The Rites of Magick. Starring: Poke Runyon
Director: Gregory Jednack.
From Amazon: "The Rites of Magick is a feature length (90 minute) dramatic documentary on the rites, ceremonies and meditative practices of Americas oldest continually operating Magical tradition: The Order of the Temple of Astarte in Southern California. The O.T.A. is the religious-fraternal order of The Church of the Hermetic Sciences incorporated in 1971. This production was filmed and video-recorded in temples, outdoor henges, and retreats of the Order from 1974 to the 21st century. It is divided into six chapters: Hermetic Yoga, Pathworkings, Seasonal Ceremonies, The Magical Eucharist, Enochian Watchtowers, and -- as a special bonus feature -- a surrealist Alchemical Fantasy from the talented avant-garde filmmaker Eric Bossick."

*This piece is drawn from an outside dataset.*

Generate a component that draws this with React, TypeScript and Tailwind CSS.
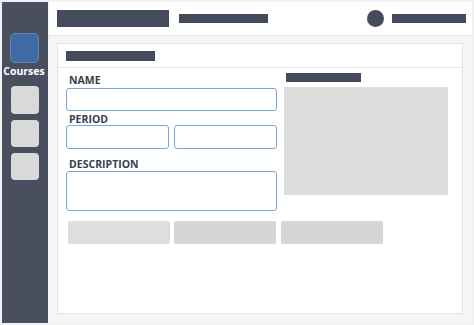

In my opinion, chaos magick is best approached after one has already obtained a thorough foundation in a specific style or tradition of magickal practice. It is unfortunate that so many people choose chaos magick first out of shear laziness, thinking that they won't have to work very hard or adhere to rules/formats etc. From what I've seen, those types tend to achieve far less than those who first obtain a firm foundation in a more traditional format (i.e. Wicca, Bardon's system, Golden Dawn, Thelema, etc. - anything, so long as it has a specific format for learning and development of one's initial skills and self-awareness). As they say, "learn the rules first, and then learn how to break 'em." As far as I'm concerned, that's the best way to go about it. Even a surgeon in-training would learn far more from having been trained in a specific format at a University than he would by reading manuals on his own and taking what he likes from each one.
Liber Null & Psychonaut - by Peter J. Carroll. His first book on the topic, and full of ideas.
Liber Kaos - by Peter J. Carroll. More of the same plus some ideas with Quantum Physics.
Condensed Chaos : An Introduction to Chaos Magic by Phil Hine. Possibly more useful than Carroll's books, even though Carroll came first. Hine was apparently a therapist for a while (and according to one reviewer, it shows).
Prime Chaos : Adventures in Chaos Magic by Phil Hine. An enjoyable read full of useful ideas that can be borrowed.